Foto: AP/Muhammed Muheisend
FILE - Dalam file foto 25 Januari 2006 ini, Presiden Palestina Mahmoud Abbas, memberikan suara dalam pemilihan Parlemen Palestina di markas besarnya di kota Ramallah, Tepi Barat. Ketika terakhir kali Palestina mengadakan pemilu 15 tahun lalu,.

REPUBLIKA.CO.ID, YERUSALEM -- Hamas telah menolak gagasan untuk menunda pemilihan umum Palestina. Pernyataan ini muncul akibat spekulasi Presiden Palestina Mahmoud Abbas akan menunda pemilu dengan alasan perselisihan mengenai pemungutan suara di Yerusalem timur.
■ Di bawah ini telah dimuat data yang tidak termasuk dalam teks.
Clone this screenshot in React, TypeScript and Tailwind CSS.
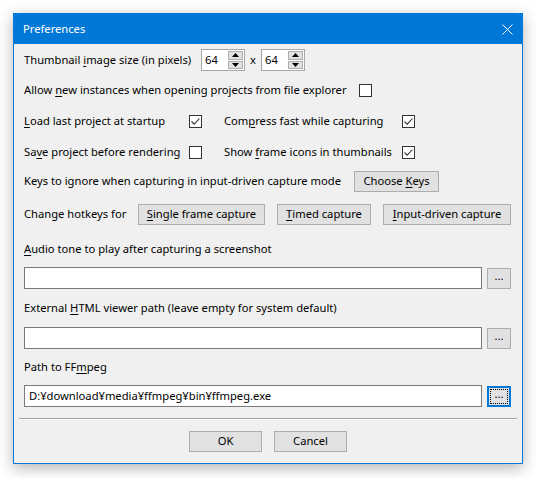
import React from "react";

const font = { fontFamily: '"Noto Sans", "Segoe UI", sans-serif' };

function U({ children }: { children: React.ReactNode }) {
  return <span className="underline underline-offset-2 decoration-1">{children}</span>;
}

function Check({ checked }: { checked?: boolean }) {
  return (
    <div className="w-[13px] h-[13px] border border-[#333333] bg-white flex items-center justify-center shrink-0">
      {checked && (
        <svg width="11" height="11" viewBox="0 0 11 11">
          <path d="M1.5 5.5 L4.2 8.2 L9.5 2.5" fill="none" stroke="#333333" strokeWidth="1.1" />
        </svg>
      )}
    </div>
  );
}

function Btn({ w, children }: { w: string; children: React.ReactNode }) {
  return (
    <div className={`${w} h-[21px] border border-[#adadad] bg-[#e1e1e1] flex items-center justify-center text-black shrink-0`}>
      <span className="whitespace-nowrap">{children}</span>
    </div>
  );
}

function Spin({ value }: { value: string }) {
  return (
    <div className="w-[44px] h-[22px] border border-[#a8a8a8] bg-white flex shrink-0">
      <div className="flex-1 flex items-center pl-[3px]">{value}</div>
      <div className="w-[17px] flex flex-col gap-[1px] p-[1px] bg-white">
        <div className="flex-1 bg-[#e1e1e1] border border-[#adadad] flex items-center justify-center">
          <svg width="7" height="4" viewBox="0 0 7 4"><path d="M0 4 L3.5 0 L7 4 Z" fill="#000" /></svg>
        </div>
        <div className="flex-1 bg-[#e1e1e1] border border-[#adadad] flex items-center justify-center">
          <svg width="7" height="4" viewBox="0 0 7 4"><path d="M0 0 L3.5 4 L7 0 Z" fill="#000" /></svg>
        </div>
      </div>
    </div>
  );
}

function Field({ value, focused }: { value?: string; focused?: boolean }) {
  return (
    <div className="flex items-center gap-[5px] h-[22px]">
      <div className="w-[458px] h-[22px] border border-[#7a7a7a] bg-white flex items-center pl-[4px] text-black whitespace-nowrap">
        {value}
      </div>
      {focused ? (
        <div className="w-[24px] h-[21px] border-2 border-[#0078d7] bg-[#e1e1e1] p-[1px]">
          <div className="w-full h-full border border-dotted border-black flex items-center justify-center leading-none pb-[4px]">
            ...
          </div>
        </div>
      ) : (
        <div className="w-[24px] h-[21px] border border-[#adadad] bg-[#e1e1e1] flex items-center justify-center leading-none pb-[4px]">
          ...
        </div>
      )}
    </div>
  );
}

function L({ w, children }: { w?: string; children: React.ReactNode }) {
  return <span className={`${w ?? ""} whitespace-nowrap shrink-0`}>{children}</span>;
}

export default function App() {
  return (
    <div className="w-[536px] h-[478px] bg-white pl-[13px] pt-[13px] overflow-hidden text-black text-[11.2px]" style={font}>
      <div className="w-[510px] h-[451px] border border-[#0078d7] bg-[#f0f0f0] flex flex-col shadow-[0_4px_14px_rgba(0,0,0,0.3)]">
        <div className="h-[30px] bg-[#0078d7] flex items-center justify-between pl-[9px] pr-[9px] text-white">
          <span>Preferences</span>
          <svg width="11" height="11" viewBox="0 0 11 11">
            <path d="M0.5 0.5 L10.5 10.5 M10.5 0.5 L0.5 10.5" stroke="#ffffff" strokeWidth="1" />
          </svg>
        </div>
        <div className="flex flex-col px-[10px]">
          <div className="mt-[5px] h-[22px] flex items-center">
            <L w="w-[177px]">Thumbnail <U>i</U>mage size (in pixels)</L>
            <Spin value="64" />
            <span className="w-[16px] text-center">x</span>
            <Spin value="64" />
          </div>
          <div className="mt-[9px] h-[20px] flex items-center">
            <L w="w-[335px]">Allow <U>n</U>ew instances when opening projects from file explorer</L>
            <Check />
          </div>
          <div className="mt-[11px] h-[20px] flex items-center">
            <L w="w-[165px]"><U>L</U>oad last project at startup</L>
            <Check checked />
            <span className="w-[22px] shrink-0" />
            <L w="w-[178px]">Com<U>p</U>ress fast while capturing</L>
            <Check checked />
          </div>
          <div className="mt-[11px] h-[20px] flex items-center">
            <L w="w-[165px]">Sa<U>v</U>e project before rendering</L>
            <Check />
            <span className="w-[22px] shrink-0" />
            <L w="w-[178px]">Show <U>f</U>rame icons in thumbnails</L>
            <Check checked />
          </div>
          <div className="mt-[9px] h-[21px] flex items-center">
            <L w="w-[330px]">Keys to ignore when capturing in input-driven capture mode</L>
            <Btn w="w-[85px]">Choose <U>K</U>eys</Btn>
          </div>
          <div className="mt-[12px] h-[21px] flex items-center gap-[12px]">
            <L w="w-[102px]">Change hotkeys for</L>
            <Btn w="w-[127px]"><U>S</U>ingle frame capture</Btn>
            <Btn w="w-[94px]"><U>T</U>imed capture</Btn>
            <Btn w="w-[128px]"><U>I</U>nput-driven capture</Btn>
          </div>
          <div className="mt-[14px] h-[20px] flex items-center">
            <L><U>A</U>udio tone to play after capturing a screenshot</L>
          </div>
          <div className="mt-[8px]">
            <Field />
          </div>
          <div className="mt-[9px] h-[20px] flex items-center">
            <L>External <U>H</U>TML viewer path (leave empty for system default)</L>
          </div>
          <div className="mt-[9px]">
            <Field />
          </div>
          <div className="mt-[8px] h-[20px] flex items-center">
            <L>Path to FF<U>m</U>peg</L>
          </div>
          <div className="mt-[8px]">
            <Field value="D:¥download¥media¥ffmpeg¥bin¥ffmpeg.exe" focused />
          </div>
          <div className="mt-[11px] mx-[-5px] h-[2px] border-t border-[#a0a0a0] border-b border-b-white" />
          <div className="mt-[11px] h-[21px] flex justify-center gap-[12px]">
            <Btn w="w-[73px]">OK</Btn>
            <Btn w="w-[73px]">Cancel</Btn>
          </div>
        </div>
      </div>
    </div>
  );
}
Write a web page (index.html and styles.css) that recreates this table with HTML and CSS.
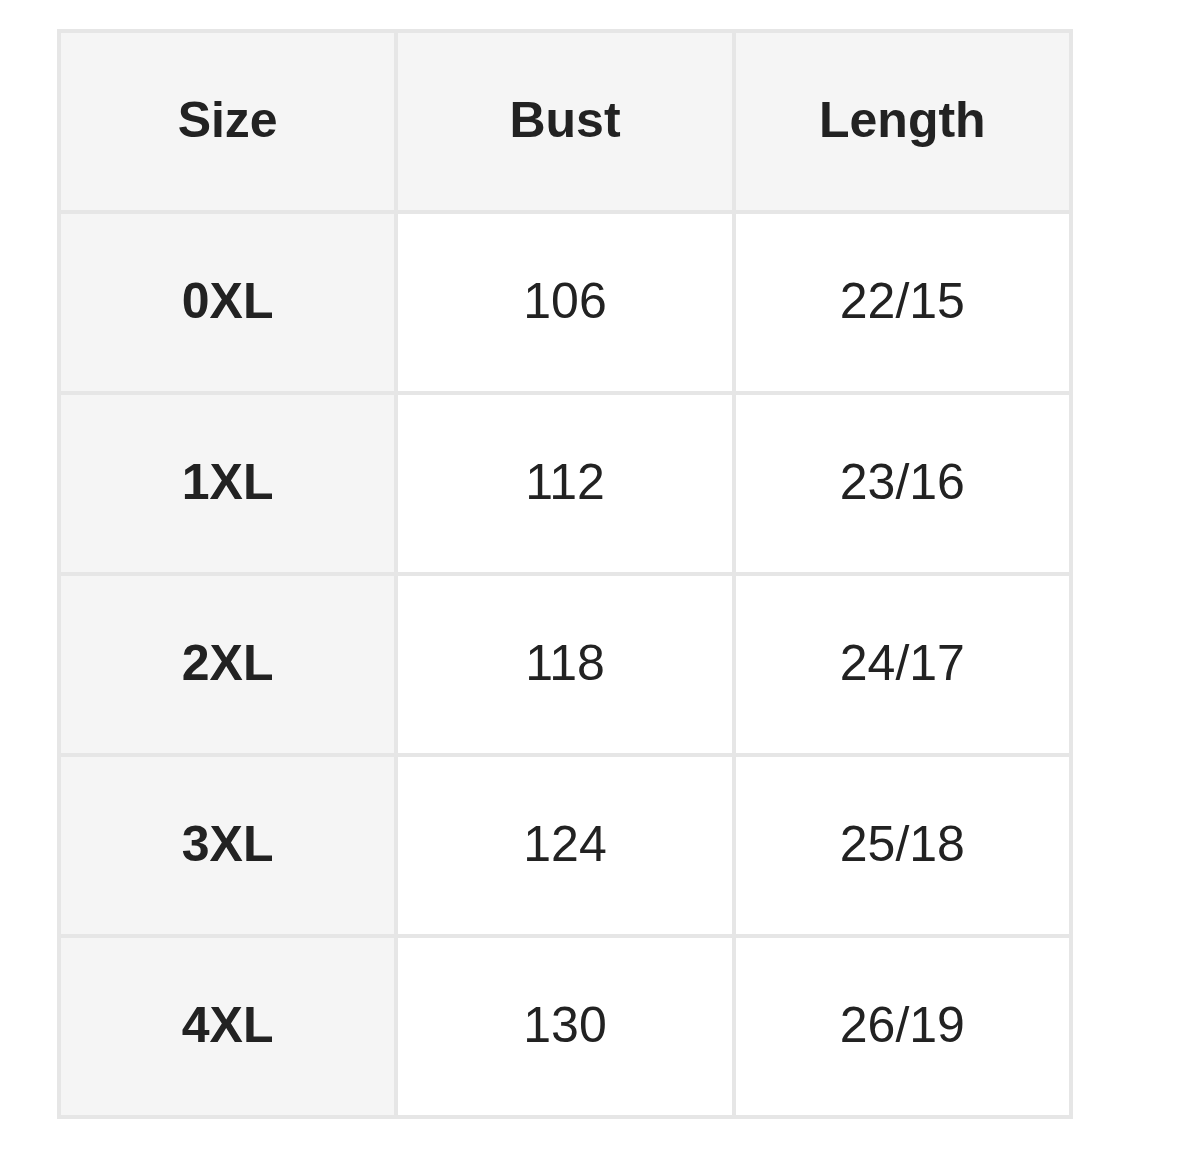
FILE: index.html
```html
<!DOCTYPE html>
<html>
<head>
<meta charset="utf-8">
<link rel="stylesheet" href="styles.css">
</head>
<body>
<table class="size-table">
  <thead>
    <tr><th>Size</th><th>Bust</th><th>Length</th></tr>
  </thead>
  <tbody>
    <tr><th>0XL</th><td>106</td><td>22/15</td></tr>
    <tr><th>1XL</th><td>112</td><td>23/16</td></tr>
    <tr><th>2XL</th><td>118</td><td>24/17</td></tr>
    <tr><th>3XL</th><td>124</td><td>25/18</td></tr>
    <tr><th>4XL</th><td>130</td><td>26/19</td></tr>
  </tbody>
</table>
</body>
</html>
```
FILE: styles.css
```css
html, body {
  margin: 0;
  background: #ffffff;
}
body {
  padding: 29px 0 0 57px;
  font-family: "Liberation Sans", Arial, sans-serif;
  color: #222222;
}
.size-table {
  width: 1016px;
  border-collapse: collapse;
  table-layout: fixed;
  border: 4px solid #e6e6e6;
}
.size-table th,
.size-table td {
  border: 4px solid #e6e6e6;
  height: 181px;
  padding: 0 0 3px 0;
  box-sizing: border-box;
  text-align: center;
  vertical-align: middle;
  font-size: 50px;
  line-height: 1;
}
.size-table th {
  font-weight: bold;
  background: #f5f5f5;
}
.size-table td {
  font-weight: normal;
  background: #ffffff;
}
```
Dalam sebuah pernyataan yang dikeluarkan Rabu (28/4) malam, Hamas mengatakan pemungutan suara adalah hak nasional yang fundamental. Pemungutan suara harus dilakukan di Yerusalem timur, tetapi menolak gagasan bahwa itu membutuhkan izin Israel.

Baca Juga

Hamas pun meminta kepemimpinan untuk mengeksplorasi cara-cara memaksa pemilihan di Yerusalem tanpa izin atau koordinasi dengan pendudukan. Pernyataan itu mengeluarkan peringatan terselubung kepada Abbas, meskin tanpa menyebut namanya. "Hamas tidak akan menjadi pihak yang menunda atau membatalkan dan tidak akan memberikan perlindungan," ujar kelompok tersebut.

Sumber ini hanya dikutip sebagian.